Pour la défense de Nikki et Paolo

Darren Franich

Mis à jour le 16 janvier 2013 à 03:00 EST

L’accusé : « Exposé », un épisode de la troisième saison de Lost qui se concentrait entièrement sur les nouveaux personnages très méprisés, Nikki et Paulo.

Les Crimes : La première moitié de la troisième saison de Lost a provoqué une tempête de rage des fans devenue légendaire. La série avait beaucoup de problèmes légitimes. La moitié des personnages étaient emprisonnés, pour des raisons d’abord nébuleuses, puis tout simplement stupides. Les mystérieux Autres sont devenus des personnages, et ils étaient presque tous ennuyeux. M. Eko a été tué par un poing de fumée géant. Bai Ling est arrivée.
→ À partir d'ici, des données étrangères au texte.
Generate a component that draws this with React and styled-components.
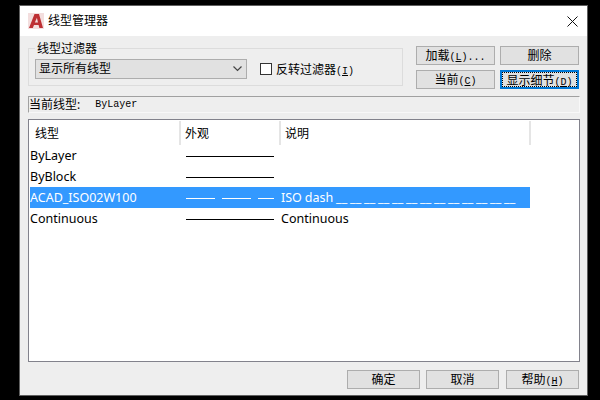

ABC a pris la curieuse décision de diviser la série en deux, six épisodes étant diffusés à l’automne et les autres au printemps ; les six épisodes d’automne étaient parmi les pires de la série. (Et tandis que le sentiment anti-Lost s’envenimait sur Internet, Heroes de NBC semblait offrir une alternative sérialisée plus jeune et plus rapide.)

Malgré tout, lorsque les gens se plaignent de la saison 3 de Lost de nos jours, la plupart des problèmes reviennent inévitablement autour de Nikki et Paulo, les jeunes amoureux joués par Kiele Sanchez et Rodrigo Santoro. Contrairement à d’autres ajouts tardifs comme les Tailies ou les Others, Nikki et Paulo n’étaient pas des intrus dans le casting principal de la série ; ils ont été introduits comme s’ils traînaient sur la plage depuis le crash de l’avion. C’était une idée intéressante ; malheureusement, il s’est avéré que les 35 autres naufragés n’avaient pas grand-chose à faire à part traîner et attendre que Locke ou Jack fasse un discours.

Les créateurs de la série ont réalisé leur erreur presque immédiatement, mais plutôt que de retirer discrètement Nikki et Paulo, ils ont conclu leur intrigue dans un épisode intitulé « Exposé », généralement considéré comme l’une des heures les plus exaspérantes de la série. Il n’y a pas de nouvelles révélations, la plupart des personnages principaux sont mis sur la touche. (Cliquez ici pour lire le récapitulatif original de Jeff « Doc » Jensen sur « Exposé »). En conséquence, « Exposé » est l’un de ces épisodes (avec « Stranger in a Strange Land », alias « Comment Jack a-t-il eu ces tatouages farfelus ? ») que les fans considèrent comme un exemple de la série dans ce qu’elle a de plus inutile. Si ça ne répond à aucune question, et que ça ne concerne pas les personnages principaux, et que la fin de l’épisode ressemble juste à une blague de mauvais goût, alors quel est l’intérêt ?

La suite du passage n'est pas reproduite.